Dataset content:
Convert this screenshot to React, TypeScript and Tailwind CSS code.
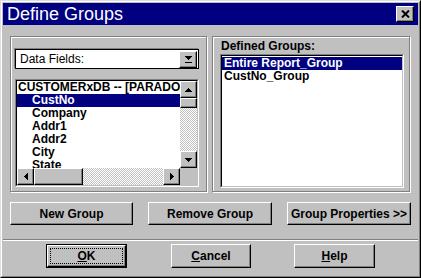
const raised =
  'border border-t-white border-l-white border-r-black border-b-black shadow-[inset_-1px_-1px_0_#808080] bg-[#c0c0c0]';
const checker =
  'bg-[repeating-conic-gradient(#ffffff_0_25%,#c0c0c0_0_50%)] bg-[length:2px_2px]';

const Arrow = ({ dir }: { dir: 'up' | 'down' | 'left' | 'right' }) => {
  const pts = {
    up: '3.5,0 7,4 0,4',
    down: '0,0 7,0 3.5,4',
    left: '4,0 4,7 0,3.5',
    right: '0,0 0,7 4,3.5',
  }[dir];
  const vert = dir === 'up' || dir === 'down';
  return (
    <svg width={vert ? 7 : 4} height={vert ? 4 : 7} shapeRendering="crispEdges">
      <polygon points={pts} fill="black" />
    </svg>
  );
};

const ScrollBtn = ({ dir }: { dir: 'up' | 'down' | 'left' | 'right' }) => (
  <div className={`w-[17px] h-[17px] shrink-0 flex items-center justify-center ${raised}`}>
    <Arrow dir={dir} />
  </div>
);

const Sunken = ({ className, children }: { className: string; children: React.ReactNode }) => (
  <div className={`border border-t-[#808080] border-l-[#808080] border-r-white border-b-white ${className}`}>
    <div className="w-full h-full border border-t-black border-l-black border-r-[#c0c0c0] border-b-[#c0c0c0] bg-white overflow-hidden">
      {children}
    </div>
  </div>
);

const Button = ({ children, className = '' }: { children: React.ReactNode; className?: string }) => (
  <button className={`h-[23px] flex items-center justify-center text-[12px] font-bold text-black ${raised} ${className}`}>
    {children}
  </button>
);

const fields = ['CustNo', 'Company', 'Addr1', 'Addr2', 'City', 'State'];

export default function App() {
  return (
    <div className="w-[421px] h-[278px] bg-[#c0c0c0] font-['Liberation_Sans',Arial,sans-serif] border border-t-[#dfdfdf] border-l-[#dfdfdf] border-r-black border-b-black">
      <div className="h-full flex flex-col border border-t-white border-l-white border-r-[#808080] border-b-[#808080] p-px">
        {/* title bar */}
        <div className="h-[22px] bg-[#000080] flex items-center justify-between pl-[4px] pr-[4px]">
          <span className="text-white text-[18px] leading-none">Define Groups</span>
          <div className={`w-[18px] h-[16px] flex items-center justify-center ${raised}`}>
            <svg width="9" height="8" viewBox="0 0 9 8">
              <path d="M1 0.5 L8 7.5 M8 0.5 L1 7.5" stroke="black" strokeWidth="2" />
            </svg>
          </div>
        </div>

        {/* group boxes */}
        <div className="flex gap-[5px] pl-[7px] mt-[11px]">
          <div className="w-[197px] h-[156px] border border-[#808080] shadow-[inset_1px_1px_0_#fff,1px_1px_0_#fff] pl-[4px] pt-[12px]">
            <div className="w-[184px] h-[20px] border border-black bg-white flex items-center justify-between pl-[4px] pr-px shadow-[-1px_-1px_0_#808080]">
              <span className="text-[12px] text-black">Data Fields:</span>
              <div className={`w-[18px] h-[17px] flex flex-col items-center justify-center gap-[2px] ${raised}`}>
                <Arrow dir="down" />
                <div className="w-[7px] h-px bg-black" />
              </div>
            </div>
            <Sunken className="w-[184px] h-[108px] mt-[10px]">
              <div className="flex flex-col h-full">
                <div className="flex flex-1 min-h-0">
                  <div className="flex-1 overflow-hidden text-[12px] font-bold leading-[13px] text-black whitespace-nowrap">
                    <div className="pl-px">CUSTOMERxDB -- [PARADOX]</div>
                    {fields.map((f, i) => (
                      <div key={f} className={`pl-[15px] ${i === 0 ? 'bg-[#000080] text-white' : ''}`}>
                        {f}
                      </div>
                    ))}
                  </div>
                  <div className="w-[17px] flex flex-col">
                    <ScrollBtn dir="up" />
                    <div className={`h-[10px] ${raised}`} />
                    <div className={`flex-1 ${checker}`} />
                    <ScrollBtn dir="down" />
                  </div>
                </div>
                <div className="flex h-[17px]">
                  <ScrollBtn dir="left" />
                  <div className={`w-[49px] ${raised}`} />
                  <div className={`flex-1 ${checker}`} />
                  <ScrollBtn dir="right" />
                  <div className="w-[17px] bg-[#c0c0c0]" />
                </div>
              </div>
            </Sunken>
          </div>

          <div className="w-[198px] h-[156px] border border-[#808080] shadow-[inset_1px_1px_0_#fff,1px_1px_0_#fff] pl-[7px] pt-[2px]">
            <div className="text-[12px] font-bold text-black leading-[14px] pl-px">Defined Groups:</div>
            <Sunken className="w-[184px] h-[134px] mt-px">
              <div className="text-[12px] font-bold leading-[13px] text-black whitespace-nowrap pt-px">
                <div className="pl-[2px] bg-[#000080] text-white">Entire Report_Group</div>
                <div className="pl-[2px]">CustNo_Group</div>
              </div>
            </Sunken>
          </div>
        </div>

        {/* action buttons */}
        <div className="flex gap-[15px] pl-[7px] mt-[10px]">
          <Button className="w-[123px]">New Group</Button>
          <Button className="w-[124px]">Remove Group</Button>
          <Button className="w-[124px]">Group Properties &gt;&gt;</Button>
        </div>

        <div className="mt-[14px] h-[2px] border-t border-t-[#808080] border-b border-b-white" />

        {/* dialog buttons */}
        <div className="flex pl-[43px] mt-[3px]">
          <div className="w-[81px] h-[24px] border border-black flex">
            <button className={`flex-1 flex items-center justify-center p-[2px] ${raised}`}>
              <span className="w-full h-full border border-dotted border-black flex items-center justify-center text-[12px] font-bold text-black">
                <span className="underline">O</span>K
              </span>
            </button>
          </div>
          <Button className="w-[80px] h-[24px] ml-[44px]">
            <span className="underline">C</span>ancel
          </Button>
          <Button className="w-[81px] h-[24px] ml-[43px]">
            <span className="underline">H</span>elp
          </Button>
        </div>
      </div>
    </div>
  );
}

Instruction: Each line of the material must be retyped exactly, except that images are omitted.

Result below:
Convert this screenshot to React, TypeScript and Tailwind CSS code.
const raised =
  'border border-t-white border-l-white border-r-black border-b-black shadow-[inset_-1px_-1px_0_#808080] bg-[#c0c0c0]';
const checker =
  'bg-[repeating-conic-gradient(#ffffff_0_25%,#c0c0c0_0_50%)] bg-[length:2px_2px]';

const Arrow = ({ dir }: { dir: 'up' | 'down' | 'left' | 'right' }) => {
  const pts = {
    up: '3.5,0 7,4 0,4',
    down: '0,0 7,0 3.5,4',
    left: '4,0 4,7 0,3.5',
    right: '0,0 0,7 4,3.5',
  }[dir];
  const vert = dir === 'up' || dir === 'down';
  return (
    <svg width={vert ? 7 : 4} height={vert ? 4 : 7} shapeRendering="crispEdges">
      <polygon points={pts} fill="black" />
    </svg>
  );
};

const ScrollBtn = ({ dir }: { dir: 'up' | 'down' | 'left' | 'right' }) => (
  <div className={`w-[17px] h-[17px] shrink-0 flex items-center justify-center ${raised}`}>
    <Arrow dir={dir} />
  </div>
);

const Sunken = ({ className, children }: { className: string; children: React.ReactNode }) => (
  <div className={`border border-t-[#808080] border-l-[#808080] border-r-white border-b-white ${className}`}>
    <div className="w-full h-full border border-t-black border-l-black border-r-[#c0c0c0] border-b-[#c0c0c0] bg-white overflow-hidden">
      {children}
    </div>
  </div>
);

const Button = ({ children, className = '' }: { children: React.ReactNode; className?: string }) => (
  <button className={`h-[23px] flex items-center justify-center text-[12px] font-bold text-black ${raised} ${className}`}>
    {children}
  </button>
);

const fields = ['CustNo', 'Company', 'Addr1', 'Addr2', 'City', 'State'];

export default function App() {
  return (
    <div className="w-[421px] h-[278px] bg-[#c0c0c0] font-['Liberation_Sans',Arial,sans-serif] border border-t-[#dfdfdf] border-l-[#dfdfdf] border-r-black border-b-black">
      <div className="h-full flex flex-col border border-t-white border-l-white border-r-[#808080] border-b-[#808080] p-px">
        {/* title bar */}
        <div className="h-[22px] bg-[#000080] flex items-center justify-between pl-[4px] pr-[4px]">
          <span className="text-white text-[18px] leading-none">Define Groups</span>
          <div className={`w-[18px] h-[16px] flex items-center justify-center ${raised}`}>
            <svg width="9" height="8" viewBox="0 0 9 8">
              <path d="M1 0.5 L8 7.5 M8 0.5 L1 7.5" stroke="black" strokeWidth="2" />
            </svg>
          </div>
        </div>

        {/* group boxes */}
        <div className="flex gap-[5px] pl-[7px] mt-[11px]">
          <div className="w-[197px] h-[156px] border border-[#808080] shadow-[inset_1px_1px_0_#fff,1px_1px_0_#fff] pl-[4px] pt-[12px]">
            <div className="w-[184px] h-[20px] border border-black bg-white flex items-center justify-between pl-[4px] pr-px shadow-[-1px_-1px_0_#808080]">
              <span className="text-[12px] text-black">Data Fields:</span>
              <div className={`w-[18px] h-[17px] flex flex-col items-center justify-center gap-[2px] ${raised}`}>
                <Arrow dir="down" />
                <div className="w-[7px] h-px bg-black" />
              </div>
            </div>
            <Sunken className="w-[184px] h-[108px] mt-[10px]">
              <div className="flex flex-col h-full">
                <div className="flex flex-1 min-h-0">
                  <div className="flex-1 overflow-hidden text-[12px] font-bold leading-[13px] text-black whitespace-nowrap">
                    <div className="pl-px">CUSTOMERxDB -- [PARADOX]</div>
                    {fields.map((f, i) => (
                      <div key={f} className={`pl-[15px] ${i === 0 ? 'bg-[#000080] text-white' : ''}`}>
                        {f}
                      </div>
                    ))}
                  </div>
                  <div className="w-[17px] flex flex-col">
                    <ScrollBtn dir="up" />
                    <div className={`h-[10px] ${raised}`} />
                    <div className={`flex-1 ${checker}`} />
                    <ScrollBtn dir="down" />
                  </div>
                </div>
                <div className="flex h-[17px]">
                  <ScrollBtn dir="left" />
                  <div className={`w-[49px] ${raised}`} />
                  <div className={`flex-1 ${checker}`} />
                  <ScrollBtn dir="right" />
                  <div className="w-[17px] bg-[#c0c0c0]" />
                </div>
              </div>
            </Sunken>
          </div>

          <div className="w-[198px] h-[156px] border border-[#808080] shadow-[inset_1px_1px_0_#fff,1px_1px_0_#fff] pl-[7px] pt-[2px]">
            <div className="text-[12px] font-bold text-black leading-[14px] pl-px">Defined Groups:</div>
            <Sunken className="w-[184px] h-[134px] mt-px">
              <div className="text-[12px] font-bold leading-[13px] text-black whitespace-nowrap pt-px">
                <div className="pl-[2px] bg-[#000080] text-white">Entire Report_Group</div>
                <div className="pl-[2px]">CustNo_Group</div>
              </div>
            </Sunken>
          </div>
        </div>

        {/* action buttons */}
        <div className="flex gap-[15px] pl-[7px] mt-[10px]">
          <Button className="w-[123px]">New Group</Button>
          <Button className="w-[124px]">Remove Group</Button>
          <Button className="w-[124px]">Group Properties &gt;&gt;</Button>
        </div>

        <div className="mt-[14px] h-[2px] border-t border-t-[#808080] border-b border-b-white" />

        {/* dialog buttons */}
        <div className="flex pl-[43px] mt-[3px]">
          <div className="w-[81px] h-[24px] border border-black flex">
            <button className={`flex-1 flex items-center justify-center p-[2px] ${raised}`}>
              <span className="w-full h-full border border-dotted border-black flex items-center justify-center text-[12px] font-bold text-black">
                <span className="underline">O</span>K
              </span>
            </button>
          </div>
          <Button className="w-[80px] h-[24px] ml-[44px]">
            <span className="underline">C</span>ancel
          </Button>
          <Button className="w-[81px] h-[24px] ml-[43px]">
            <span className="underline">H</span>elp
          </Button>
        </div>
      </div>
    </div>
  );
}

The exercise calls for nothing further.